The company decided to market the Grand Touring model for its power rather than potential fuel savings because customers are confused by electric technology, said Robert Parker, director of marketing, sales and service for Lincoln.
“People really don’t know what a PHEV is,” Parker said. “But clearly one of the benefits of electrification is you can put the power down with so much precision.”
Base and mid-level trims of the 2020 Aviator are also well-equipped.
Lots of standards
As promised when Lincoln unveiled its Aviator Concept at the New York International Auto Show in March, the 2020 Aviator comes standard with a 12.3-inch LCD instrument cluster ahead of the driver. The interior features multiple charging points, 4G Wi-Fi connectivity for up to 10 devices and an available 28-speaker sound system from Revel Audio.
Standard safety equipment includes blind-spot detection, lane-keep assist and automatic emergency braking with pedestrian detection.
The optional Lincoln Co-Pilot360 Plus package adds several advanced features:
- Traffic Jam Assist combines lane centering technology with stop-and-go adaptive cruise control. It can read road signage to adjust to posted speed limits.

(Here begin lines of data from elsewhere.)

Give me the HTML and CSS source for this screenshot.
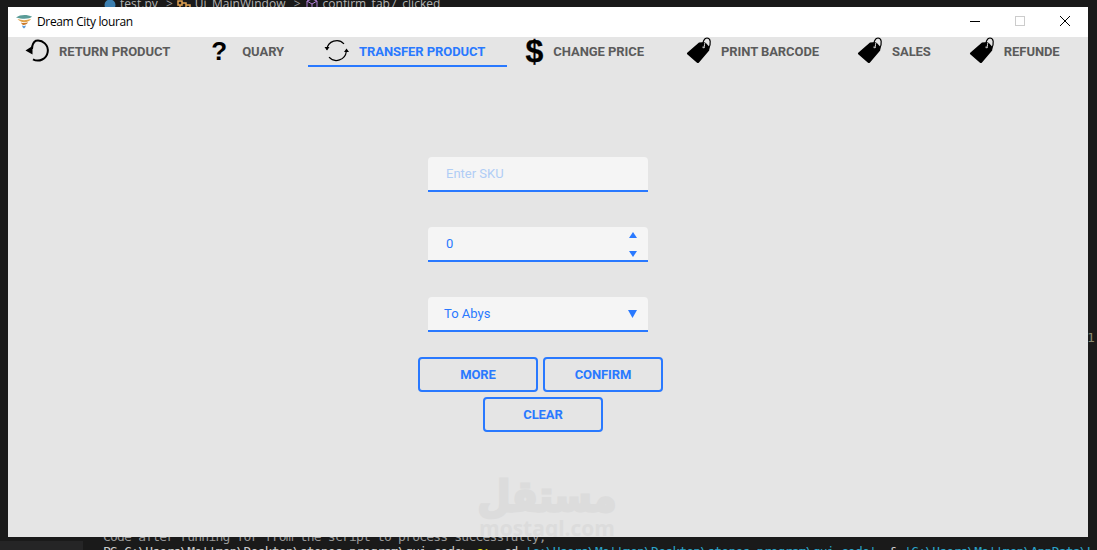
FILE: index.html
```html
<!DOCTYPE html>
<html lang="en">
<head>
<meta charset="utf-8">
<title>Dream City louran</title>
<link rel="stylesheet" href="styles.css">
</head>
<body>
<div class="desktop">
  <div class="editor-crumb">
    <svg class="crumb-icon" viewBox="0 0 12 12"><circle cx="6" cy="6" r="5.500" fill="#3c7fb0"/></svg>
    <span class="crumb-text">test.py</span><span class="sep">&gt;</span>
    <svg class="crumb-icon crumb-wide" viewBox="0 0 14 12"><path d="M1 2h4v4H1zM9 6h4v4H9zM5 4h4v4M3 6v5" fill="none" stroke="#e0a050" stroke-width="1.500"/></svg>
    <span class="crumb-text">Ui_MainWindow</span><span class="sep">&gt;</span>
    <svg class="crumb-icon crumb-wide" viewBox="0 0 14 12"><path d="M2 2l5-2 5 2v7l-5 3-5-3zM2 2l5 3 5-3M7 5v7" fill="none" stroke="#b180d7"/></svg>
    <span class="crumb-text">confirm_tab7_clicked</span>
  </div>
  <div class="editor-gutter">1</div>
  <div class="panel-left"></div>
  <div class="terminal">
    <div class="term-line term-dim">Code after running for from the script to process successfully;</div>
    <div class="term-line">PS C:\Users\Mo''men\Desktop\stones_program\gui_code&gt; <span class="t-y">c:;</span> cd <span class="t-b">'c:\Users\Mo''men\Desktop\stones_program\gui_code'</span>; &amp; <span class="t-b">'C:\Users\Mo''men\AppData\L</span></div>
  </div>

  <div class="window">
    <header class="titlebar">
      <svg class="app-icon" viewBox="0 0 16 16">
        <path d="M0 3.500C4 .3 11 .3 16 2.500c-2 2.500-9 3-16 1z" fill="#5a9c98"/>
        <path d="M1.500 5c4 1.500 9 1.500 13.500 0-1 2-3.500 3-7 3.200C6 8.300 3 7 1.500 5z" fill="#e0a24a"/>
        <path d="M5 8.500c2 .8 5 .6 7-.3-.8 1.800-2.500 2.800-4.500 2.800-1 0-2-1-2.500-2.500z" fill="#c9792c"/>
        <path d="M6 11.500c1 .5 3 .5 4 0-.5 1.500-1.200 2.500-2 3-.9-.5-1.600-1.500-2-3z" fill="#5b9bd8"/>
      </svg>
      <span class="app-title">Dream City louran</span>
      <div class="win-controls">
        <svg class="win-btn" viewBox="0 0 10 10"><path d="M0 5.500h10" stroke="#000" fill="none"/></svg>
        <svg class="win-btn" viewBox="0 0 10 10"><rect x=".5" y=".5" width="9" height="9" stroke="#ccc" fill="none"/></svg>
        <svg class="win-btn" viewBox="0 0 10 10"><path d="M0 0l10 10M10 0L0 10" stroke="#000" fill="none"/></svg>
      </div>
    </header>

    <nav class="tabs">
      <a class="tab tab-return">
        <svg class="icon" viewBox="0 0 24 24"><path d="M7 9C7 5.500 8 2.500 11 .7A10 10 0 1 1 8 19.300" fill="none" stroke="#000" stroke-width="2"/><path d="M.5 10.500L7.500 6v8.500z" fill="#000"/></svg>
        <span>RETURN PRODUCT</span>
      </a>
      <a class="tab tab-query">
        <span class="icon glyph glyph-q">?</span>
        <span>QUARY</span>
      </a>
      <a class="tab tab-active">
        <svg class="icon" viewBox="0 0 24 24"><path d="M1.800 9.500A10 10 0 0 1 19 3.800M21.300 11.500A10 10 0 0 1 4 17.200" fill="none" stroke="#000" stroke-width="1.200"/><path d="M-.5 7h5L2 10.500zM19 12h5l-2.500-3.500z" fill="#000"/></svg>
        <span>TRANSFER PRODUCT</span>
      </a>
      <a class="tab tab-price">
        <span class="icon glyph glyph-d">$</span>
        <span>CHANGE PRICE</span>
      </a>
      <a class="tab">
        <svg class="icon" viewBox="0 0 24 24"><use href="#tag"/></svg>
        <span>PRINT BARCODE</span>
      </a>
      <a class="tab">
        <svg class="icon" viewBox="0 0 24 24"><use href="#tag"/></svg>
        <span>SALES</span>
      </a>
      <a class="tab">
        <svg class="icon" viewBox="0 0 24 24"><use href="#tag"/></svg>
        <span>REFUNDE</span>
      </a>
    </nav>

    <main class="form">
      <div class="field"><span class="placeholder">Enter SKU</span></div>
      <div class="field field-spin">
        <span class="value">0</span>
        <span class="spin">
          <svg class="tri" viewBox="0 0 8 6"><path d="M4 0l4 6H0z"/></svg>
          <svg class="tri" viewBox="0 0 8 6"><path d="M4 6l4-6H0z"/></svg>
        </span>
      </div>
      <div class="field field-select">
        <span class="value">To Abys</span>
        <svg class="tri tri-select" viewBox="0 0 8 7"><path d="M4 7l4-7H0z"/></svg>
      </div>
      <div class="actions">
        <div class="btn-row">
          <button class="btn">MORE</button>
          <button class="btn">CONFIRM</button>
        </div>
        <div class="btn-row btn-row-last">
          <button class="btn">CLEAR</button>
        </div>
      </div>
    </main>

    <div class="watermark">
      <div class="wm-ar">مستقل</div>
      <div class="wm-en">mostaql.com</div>
    </div>
  </div>

  <svg class="defs" width="0" height="0">
    <defs>
      <g id="tag">
        <path d="M.5 12.500L12 2.500 18 2l4.500 5-.3 3.500-10.200 12c-.6.700-1.400.700-2 .2L.5 14.500c-.8-.7-.8-1.400 0-2z" fill="#000"/>
        <circle cx="16.500" cy="7" r="1.300" fill="#e5e5e5"/>
        <path d="M16 7.500C15 3 17-2 20-2c3.500 0 4.500 5 1.500 11" fill="none" stroke="#000" stroke-width="1.200"/>
        <path d="M17.500 6C17.300 3.500 18 2 19 1.500" fill="none" stroke="#e5e5e5" stroke-width=".9"/>
      </g>
    </defs>
  </svg>
</div>
</body>
</html>
```
FILE: styles.css
```css
* { box-sizing: border-box; }
html, body { margin: 0; padding: 0; background: #1a1a1a; }
.desktop {
  position: relative;
  width: 1097px;
  height: 550px;
  overflow: hidden;
  background: #1a1a1a;
}
.defs { position: absolute; }

.editor-crumb {
  position: absolute;
  left: 104px;
  top: -4px;
  display: flex;
  align-items: center;
  gap: 4px;
  font: 12px/16px "Open Sans", sans-serif;
  color: #b4b4b4;
  white-space: nowrap;
}
.crumb-icon { width: 12px; height: 12px; margin-top: 2px; }
.crumb-wide { width: 14px; }
.crumb-text { letter-spacing: .05px; }
.sep { color: #999; margin-left: 4px; }
.editor-gutter {
  position: absolute;
  left: 1087px;
  top: 330px;
  font: 13px/16px "DejaVu Sans Mono", monospace;
  color: #8a8a70;
}
.panel-left {
  position: absolute;
  left: 0;
  top: 541px;
  width: 83px;
  height: 9px;
  background: #252526;
}
.terminal {
  position: absolute;
  left: 103px;
  top: 530px;
  font: 13px/13px "DejaVu Sans Mono", monospace;
  letter-spacing: -.8px;
  color: #cccccc;
  white-space: nowrap;
}
.term-line { height: 13px; }
.term-dim { height: 15px; color: #999; }
.t-y { color: #e5e510; }
.t-b { color: #29a3c8; }

.window {
  position: absolute;
  left: 8px;
  top: 7px;
  width: 1080px;
  height: 530px;
  overflow: hidden;
  background: #e5e5e5;
  display: flex;
  flex-direction: column;
}
.titlebar {
  flex: none;
  height: 30px;
  background: #fff;
  display: flex;
  align-items: center;
  padding-left: 8px;
}
.app-icon { width: 16px; height: 16px; margin-right: 5px; margin-top: -1px; }
.app-title {
  font: 12px/16px "Open Sans", sans-serif;
  letter-spacing: -.35px;
  color: #000;
}
.win-controls {
  margin-left: auto;
  display: flex;
  gap: 35px;
  padding: 0 18px 2px 0;
}
.win-btn { width: 10px; height: 10px; display: block; }

.tabs {
  flex: none;
  height: 30px;
  display: flex;
  align-items: stretch;
}
.tab {
  display: flex;
  align-items: center;
  gap: 10px;
  padding: 2px 22px 0 17px;
  border-bottom: 2px solid transparent;
  font: 700 13px/16px Roboto, sans-serif;
  letter-spacing: -.07px;
  color: #5b5b5b;
  white-space: nowrap;
}
.tab-active { color: #2979ff; border-bottom-color: #2979ff; }
.tab-return { padding-right: 21px; }
.tab-query { padding-right: 24px; }
.tab-price { padding-right: 26px; }
.icon { width: 24px; height: 24px; flex: none; overflow: visible; display: block; }
.glyph {
  font-family: "Liberation Sans", sans-serif;
  font-weight: 700;
  color: #000;
  text-align: center;
  letter-spacing: 0;
}
.glyph-q { font-size: 26px; line-height: 22px; text-indent: -2px; }
.glyph-d { width: 19px; font-size: 32px; line-height: 22px; text-indent: 1px; -webkit-text-stroke: .3px #000; }

.form {
  flex: 1;
  display: flex;
  flex-direction: column;
  align-items: flex-start;
  padding: 90px 0 0 410px;
}
.field {
  width: 220px;
  height: 35px;
  flex: none;
  margin: 0 0 35px 10px;
  background: #f5f5f5;
  border-bottom: 2px solid #2979ff;
  border-radius: 4px 4px 0 0;
  display: flex;
  align-items: center;
  padding: 0 18px;
  font: 400 13px/16px Roboto, sans-serif;
  color: #2979ff;
}
.placeholder { color: #b0cdf5; }
.field-select { padding: 0 11px 0 16px; justify-content: space-between; margin-bottom: 25px; }
.field-spin { padding-right: 11px; justify-content: space-between; }
.spin {
  display: flex;
  flex-direction: column;
  justify-content: space-between;
  align-self: flex-start;
  height: 30px;
  padding-top: 5px;
}
.tri { width: 8px; height: 6px; fill: #2979ff; display: block; }
.tri-select { width: 9px; height: 8px; }

.actions { display: flex; flex-direction: column; gap: 5px; }
.btn-row { display: flex; gap: 5px; }
.btn-row-last { margin-left: 65px; }
.btn {
  width: 120px;
  height: 35px;
  padding: 0;
  background: transparent;
  border: 2px solid #2979ff;
  border-radius: 4px;
  font: 700 13px/16px Roboto, sans-serif;
  letter-spacing: -.1px;
  color: #2979ff;
}

.watermark {
  position: absolute;
  left: 464px;
  top: 464px;
  width: 150px;
  text-align: center;
  color: #dcdcdc;
}
.wm-ar {
  font: 700 38px/50px "DejaVu Sans", sans-serif;
  height: 45px;
  -webkit-text-stroke: 2.5px #dcdcdc;
  transform: scaleY(1.12);
}
.wm-en { font: 700 21px/24px "Open Sans", sans-serif; }
```
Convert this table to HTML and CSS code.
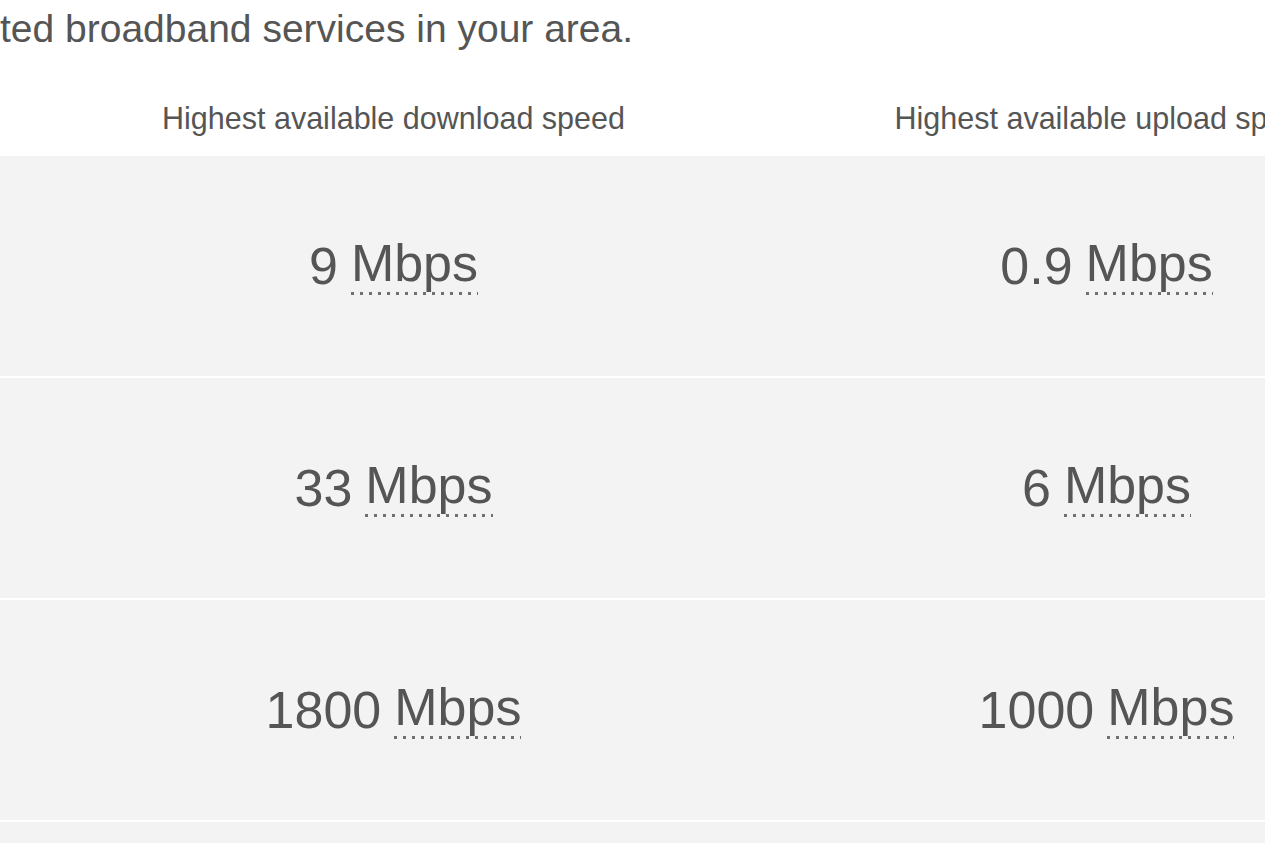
FILE: index.html
```html
<!DOCTYPE html>
<html lang="en">
<head>
<meta charset="utf-8">
<title>Broadband speeds</title>
<link rel="stylesheet" href="styles.css">
</head>
<body>
<main class="page">
  <p class="intro">ted broadband services in your area.</p>
  <div class="speeds">
    <div class="head-row">
      <div class="cell label-cell"></div>
      <div class="cell head">Highest available download speed</div>
      <div class="cell head">Highest available upload speed</div>
    </div>
    <div class="row">
      <div class="cell label-cell"></div>
      <div class="cell value">9 <abbr class="unit" title="megabits per second">Mbps</abbr></div>
      <div class="cell value">0.9 <abbr class="unit" title="megabits per second">Mbps</abbr></div>
    </div>
    <div class="row">
      <div class="cell label-cell"></div>
      <div class="cell value">33 <abbr class="unit" title="megabits per second">Mbps</abbr></div>
      <div class="cell value">6 <abbr class="unit" title="megabits per second">Mbps</abbr></div>
    </div>
    <div class="row">
      <div class="cell label-cell"></div>
      <div class="cell value">1800 <abbr class="unit" title="megabits per second">Mbps</abbr></div>
      <div class="cell value">1000 <abbr class="unit" title="megabits per second">Mbps</abbr></div>
    </div>
    <div class="row">
      <div class="cell label-cell"></div>
      <div class="cell value"></div>
      <div class="cell value"></div>
    </div>
  </div>
</main>
</body>
</html>
```

FILE: styles.css
```css
html, body {
  margin: 0;
  padding: 0;
  background: #ffffff;
  overflow: hidden;
}

body {
  font-family: "Liberation Sans", Arial, sans-serif;
  color: #555555;
}

.page {
  width: 1265px;
  height: 843px;
  overflow: hidden;
}

.intro {
  margin: 0;
  padding-top: 6px;
  font-size: 39px;
  line-height: 45px;
  white-space: nowrap;
}

.speeds {
  margin-top: 49px;
  display: flex;
  flex-direction: column;
  gap: 2px;
  width: 1463px;
}

.head-row,
.row {
  display: grid;
  grid-template-columns: 37px 713px 713px;
}

.head-row {
  padding-bottom: 18px;
}

.row {
  height: 220px;
  background: #f3f3f3;
}

.cell {
  display: flex;
  align-items: center;
  justify-content: center;
  white-space: nowrap;
}

.head {
  font-size: 30.5px;
  line-height: 36px;
}

.value {
  font-size: 52px;
  line-height: 52px;
}

.unit {
  text-decoration: none;
  padding-bottom: 6px;
  margin-left: 0.25em;
  background-image: linear-gradient(to right, #707070 3px, transparent 3px);
  background-size: 9px 3px;
  background-repeat: repeat-x;
  background-position: left bottom;
}
```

- Evasive steering assist adds boost to the steering wheel to help the driver avoid a collision with less effort.
- Active park assist takes over the acceleration, braking and steering to squeeze into a spot.
The result is a full luxury experience that Lincoln thinks will resonate in the marketplace, even if overall U.S. auto sales in 2019 are flat, as some expect, Parker said.
“I think luxury will grow,” he said.
Parker also predicted that more buyers will opt for the high- and mid-level trims rather than the lowest Aviator models in the lineup. He said a good measure of success for a luxury brand is whether customers are buying higher trims with higher transaction prices – something he expects the Aviator to accomplish for Lincoln.
“Millennial buyers are really starting to buy luxury. If that trend continues I see that as being a big factor for us,” he said.
Noble said the 2020 Aviator appears positioned above similar offerings from domestic brands and aims squarely at German luxury vehicles.
“This has the potential to transact at prices that in luxury SUVs we only see from Audi and Mercedes-Benz,” he said.